THE PROBLEM: Leave out the pictures and retype only the lines from the opening line to the line that holds "import React from", both ends included.

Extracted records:
○ ○ ○ ○
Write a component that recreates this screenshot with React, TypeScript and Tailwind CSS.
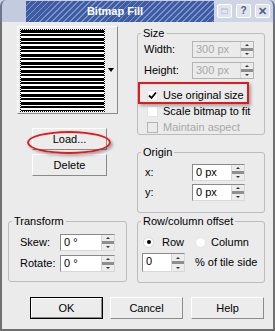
import React from "react";

function Spinner() {
  return (
    <div className="flex flex-col w-[13px] h-full bg-[#ececec] border-l border-[#d4d4d4]">
      <div className="flex-1 flex items-center justify-center">
        <div className="w-0 h-0 border-l-[2px] border-r-[2px] border-b-[2px] border-l-transparent border-r-transparent border-b-[#333]" />
      </div>
      <div className="h-[3px] bg-[#8e8e8e]" />
      <div className="flex-1 flex items-center justify-center">
        <div className="w-0 h-0 border-l-[2px] border-r-[2px] border-t-[2px] border-l-transparent border-r-transparent border-t-[#333]" />
      </div>
    </div>
  );
}

function SpinInput({ value, className, disabled }: { value: string; className: string; disabled?: boolean }) {
  return (
    <div
      className={
        "flex h-[17px] border " +
        (disabled
          ? "border-[#b4b4b4] bg-[#ebebeb] text-[#a8a8a8] "
          : "border-t-[#8a8a8a] border-l-[#8a8a8a] border-r-[#d8d8d8] border-b-[#d8d8d8] bg-white text-black ") +
        className
      }
    >
      <div className="flex-1 pl-[3px] leading-[15px]">{value}</div>
      <Spinner />
    </div>
  );
}

function Btn({ label, className }: { label: string; className: string }) {
  return (
    <div
      className={
        "flex items-center justify-center h-[22px] bg-[#ececec] border border-t-white border-l-white border-r-[#8a8a8a] border-b-[#8a8a8a] " +
        className
      }
    >
      {label}
    </div>
  );
}

function Check({ checked, disabled, label }: { checked?: boolean; disabled?: boolean; label: string }) {
  return (
    <div className="flex items-center h-[14px] ml-[9px]">
      <div
        className={
          "w-[11px] h-[11px] flex items-center justify-center border " +
          (disabled ? "border-[#b4b4b4] bg-[#ebebeb]" : "border-[#e4e4e4] bg-white")
        }
      >
        {checked && (
          <svg width="9" height="9" viewBox="0 0 9 9">
            <path d="M1 4.5 L3.5 7 L8 1.5" stroke="#000" strokeWidth="1.8" fill="none" />
          </svg>
        )}
      </div>
      <span className={"ml-[5px] " + (disabled ? "text-[#a8a8a8]" : "text-black")}>{label}</span>
    </div>
  );
}

function Group({ title, className, children }: { title: string; className: string; children: React.ReactNode }) {
  return (
    <fieldset className={"border border-[#bcbcbc] rounded-[3px] " + className}>
      <legend className="ml-[3px] px-[2px] text-[11px] leading-[12px]">{title}</legend>
      {children}
    </fieldset>
  );
}

export default function App() {
  return (
    <div className="w-[275px] h-[331px] flex flex-col font-['Liberation_Sans',Arial,sans-serif] text-[11px] text-black bg-white">
      {/* Title bar */}
      <div className="h-[22px] flex bg-[#c8d0e2]">
        <div className="w-[26px] bg-[#c2cbe0] rounded-tl-[6px] border-l-2 border-[#6b7590]" />
        <div className="flex-1 mt-[1px] flex items-center justify-center bg-[repeating-linear-gradient(135deg,#3f5ca2_0px,#3f5ca2_3px,#7b94cc_3px,#7b94cc_4.2px)]">
          <span className="text-white font-bold text-[11px] ml-[-10px]">Bitmap Fill</span>
        </div>
        <div className="w-[61px] flex items-start pt-[4px] pl-[3px] gap-[4px] bg-[#cfd5e4] rounded-tr-[6px] border-r-2 border-[#6b7590]">
          <div className="w-[15px] h-[14px] rounded-[2px] border border-white bg-[#dfe4ef] flex items-center justify-center">
            <div className="w-[7px] h-[6px] border border-t-2 border-[#c4cadb]" />
          </div>
          <div className="w-[15px] h-[14px] rounded-[2px] border border-white bg-[#dfe4ef] flex items-center justify-center text-[#53617f] font-bold text-[10px] leading-none">
            ?
          </div>
          <div className="w-[15px] h-[14px] rounded-[2px] border border-white bg-[#dfe4ef] flex items-center justify-center text-[#53617f] font-bold text-[11px] leading-none">
            ✕
          </div>
        </div>
      </div>

      {/* Body */}
      <div className="relative flex-1 flex flex-col bg-[#ebebeb] border-l-2 border-r-2 border-b-2 border-[#707070]">
        <div className="flex items-start">
          {/* Left column */}
          <div className="ml-[6px] w-[119px] flex flex-col">
            <div className="ml-[9px] mt-[4px] w-[101px] h-[88px] flex border border-t-white border-l-white border-r-[#8a8a8a] border-b-[#8a8a8a] bg-[#ececec]">
              <div className="ml-[2px] mt-[2px] w-[85px] h-[83px] border border-dotted border-black bg-white">
                <div className="w-full h-full bg-[repeating-linear-gradient(180deg,#000_0px,#000_3px,#fff_3px,#fff_4px,#000_4px,#000_6px,#fff_6px,#fff_8px)]" />
              </div>
              <div className="flex-1 flex items-center justify-center">
                <div className="w-0 h-0 border-l-[3.5px] border-r-[3.5px] border-t-[4px] border-l-transparent border-r-transparent border-t-black" />
              </div>
            </div>
            <Btn label="Load..." className="ml-[24px] mt-[14px] w-[75px]" />
            <Btn label="Delete" className="ml-[24px] mt-[4px] w-[75px]" />
            <Group title="Transform" className="mt-[39px] h-[67px] w-[119px]">
              <div className="flex items-center mt-[7px]">
                <span className="w-[51px] pl-[11px]">Skew:</span>
                <SpinInput value="0 °" className="w-[55px]" />
              </div>
              <div className="flex items-center mt-[4px]">
                <span className="w-[51px] pl-[11px]">Rotate:</span>
                <SpinInput value="0 °" className="w-[55px]" />
              </div>
            </Group>
          </div>

          {/* Right column */}
          <div className="ml-[10px] w-[128px] flex flex-col">
            <Group title="Size" className="mt-[5px] h-[108px]">
              <div className="flex items-center mt-[2px]">
                <span className="w-[54px] pl-[6px]">Width:</span>
                <SpinInput value="300 px" className="w-[62px]" disabled />
              </div>
              <div className="flex items-center mt-[4px]">
                <span className="w-[54px] pl-[6px]">Height:</span>
                <SpinInput value="300 px" className="w-[62px]" disabled />
              </div>
              <div className="mt-[9px]">
                <Check checked label="Use original size" />
              </div>
              <div className="mt-[2px]">
                <Check label="Scale bitmap to fit" />
              </div>
              <div className="mt-[2px]">
                <Check disabled label="Maintain aspect" />
              </div>
            </Group>
            <Group title="Origin" className="mt-[11px] h-[67px]">
              <div className="flex items-center mt-[6px]">
                <span className="w-[54px] pl-[7px]">x:</span>
                <SpinInput value="0 px" className="w-[53px]" />
              </div>
              <div className="flex items-center mt-[3px]">
                <span className="w-[54px] pl-[7px]">y:</span>
                <SpinInput value="0 px" className="w-[53px]" />
              </div>
            </Group>
            <Group title="Row/column offset" className="mt-[2px] h-[68px]">
              <div className="flex items-center mt-[9px] h-[12px] ml-[5px]">
                <div className="w-[11px] h-[11px] rounded-full bg-white border border-[#d8d8d8] flex items-center justify-center">
                  <div className="w-[4px] h-[4px] rounded-full bg-black" />
                </div>
                <span className="ml-[8px]">Row</span>
                <div className="ml-[11px] w-[11px] h-[11px] rounded-full bg-white border border-[#e4e4e4]" />
                <span className="ml-[5px]">Column</span>
              </div>
              <div className="flex items-center mt-[5px] ml-[4px]">
                <SpinInput value="0" className="w-[43px] h-[19px]" />
                <span className="ml-[10px]">% of tile side</span>
              </div>
            </Group>
          </div>
        </div>

        {/* Bottom buttons */}
        <div className="flex mt-[14px]">
          <div className="ml-[28px] w-[73px] h-[22px] border border-black">
            <Btn label="OK" className="w-full h-full" />
          </div>
          <Btn label="Cancel" className="ml-[7px] w-[73px]" />
          <Btn label="Help" className="ml-[8px] w-[73px]" />
        </div>

        {/* Red annotations */}
        <div className="absolute left-[136px] top-[60px] w-[111px] h-[22px] border-2 border-[#e11b1b] shadow-[2px_2px_3px_rgba(0,0,0,0.3)]" />
        <div className="absolute left-[25px] top-[109px] w-[84px] h-[23px] rounded-[50%] border-2 border-[#e11b1b] shadow-[2px_2px_3px_rgba(0,0,0,0.3)]" />
      </div>
    </div>
  );
}
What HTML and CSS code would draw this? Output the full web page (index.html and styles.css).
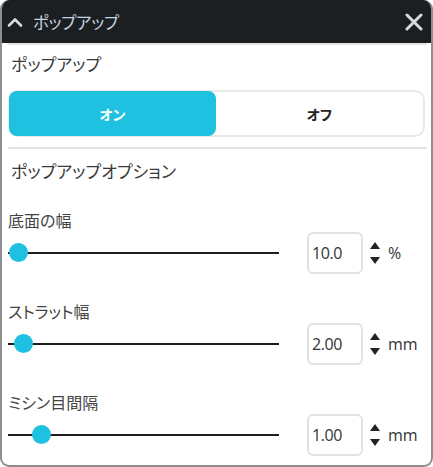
FILE: index.html
```html
<!DOCTYPE html>
<html lang="ja">
<head>
<meta charset="utf-8">
<title>ポップアップ</title>
<link rel="stylesheet" href="styles.css">
</head>
<body>
<div class="window">
  <div class="header">
    <svg class="chevron" width="16" height="10" viewBox="0 0 16 10"><path d="M2 8.5 L8 2.5 L14 8.5" fill="none" stroke="#d6d9dc" stroke-width="2.6" stroke-linecap="round" stroke-linejoin="round"/></svg>
    <span class="title">ポップアップ</span>
    <svg class="close" width="18" height="18" viewBox="0 0 18 18"><path d="M2 2 L16 16 M16 2 L2 16" fill="none" stroke="#d9dadb" stroke-width="3" stroke-linecap="round"/></svg>
  </div>
  <div class="content">
    <div class="rule"></div>
    <div class="section-title">ポップアップ</div>
    <div class="segmented">
      <div class="seg active">オン</div>
      <div class="seg">オフ</div>
    </div>
    <div class="rule rule-2"></div>
    <div class="section-title section-title-2">ポップアップオプション</div>

    <div class="label">底面の幅</div>
    <div class="row">
      <div class="slider"><div class="track"></div><div class="thumb" style="left:1px"></div></div>
      <div class="input">10.0</div>
      <div class="spin"><span class="up"></span><span class="down"></span></div>
      <div class="unit">%</div>
    </div>

    <div class="label">ストラット幅</div>
    <div class="row">
      <div class="slider"><div class="track"></div><div class="thumb" style="left:6px"></div></div>
      <div class="input">2.00</div>
      <div class="spin"><span class="up"></span><span class="down"></span></div>
      <div class="unit">mm</div>
    </div>

    <div class="label">ミシン目間隔</div>
    <div class="row">
      <div class="slider"><div class="track"></div><div class="thumb" style="left:24px"></div></div>
      <div class="input">1.00</div>
      <div class="spin"><span class="up"></span><span class="down"></span></div>
      <div class="unit">mm</div>
    </div>
  </div>
</div>
</body>
</html>
```

FILE: styles.css
```css
* { box-sizing: border-box; }
html, body { margin: 0; padding: 0; background: #ffffff; }
body {
  font-family: "Noto Sans CJK JP", "Noto Sans", sans-serif;
  font-feature-settings: "palt";
  color: #333;
}
.window {
  width: 433px;
  height: 467px;
  border: 2px solid #8e8e8e;
  border-top: 0;
  border-radius: 9px;
  overflow: hidden;
  display: flex;
  flex-direction: column;
  background: #fff;
}
.header {
  height: 43px;
  flex: none;
  background: #1c1f21;
  display: flex;
  align-items: center;
  padding-left: 5px;
  padding-right: 8px;
}
.chevron { display: block; margin-top: 1px; }
.title {
  margin-left: 10px;
  font-size: 16.5px;
  line-height: 20px;
  color: #c8d5e1;
  letter-spacing: -0.3px;
}
.close { margin-left: auto; display: block; }
.content {
  padding: 0 4px 0 6px;
  display: flex;
  flex-direction: column;
}
.rule { height: 2px; background: #e3e3e3; flex: none; }
.rule-2 { margin-top: 10px; }
.section-title {
  margin-top: 7px;
  padding-left: 3px;
  font-size: 17px;
  line-height: 24px;
  color: #3a3a3a;
}
.section-title-2 { margin-top: 10px; }
.segmented {
  margin-top: 14px;
  margin-right: 2px;
  height: 47px;
  border: 2px solid #e9e9e9;
  border-radius: 10px;
  display: flex;
  padding: 0;
}
.seg {
  flex: 1;
  display: flex;
  align-items: center;
  justify-content: center;
  font-size: 14px;
  font-weight: 700;
  color: #222;
}
.seg.active {
  background: #1ec1df;
  color: #fff;
  border-radius: 8px;
  margin: -1px 0 -1px -1px;
}
.label {
  margin-top: 26px;
  font-size: 16px;
  line-height: 23px;
  color: #444;
}
.row {
  height: 42px;
  display: flex;
  align-items: center;
}
.slider {
  position: relative;
  width: 271px;
  height: 42px;
  display: flex;
  align-items: center;
}
.track { width: 100%; height: 2px; background: #1d1d1d; }
.thumb {
  position: absolute;
  top: 11px;
  width: 19px;
  height: 19px;
  border-radius: 50%;
  background: #1ec1df;
}
.input {
  margin-left: 28px;
  width: 56px;
  height: 42px;
  border: 2px solid #e2e2e2;
  border-radius: 6px;
  padding-left: 3px;
  display: flex;
  align-items: center;
  font-family: "Open Sans", "Noto Sans", sans-serif;
  font-size: 16px;
  color: #333;
  letter-spacing: -0.4px;
}
.spin {
  margin-left: 7px;
  display: flex;
  flex-direction: column;
  gap: 8px;
}
.up, .down { display: block; width: 0; height: 0; border-left: 5px solid transparent; border-right: 5px solid transparent; }
.up { border-bottom: 7px solid #222; }
.down { border-top: 7px solid #222; }
.unit {
  margin-left: 8px;
  font-family: "Open Sans", "Noto Sans", sans-serif;
  font-size: 16px;
  color: #333;
}
```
○ ○ ○ ○
FINAL ANSWER:
Write a component that recreates this screenshot with React, TypeScript and Tailwind CSS.
import React from "react";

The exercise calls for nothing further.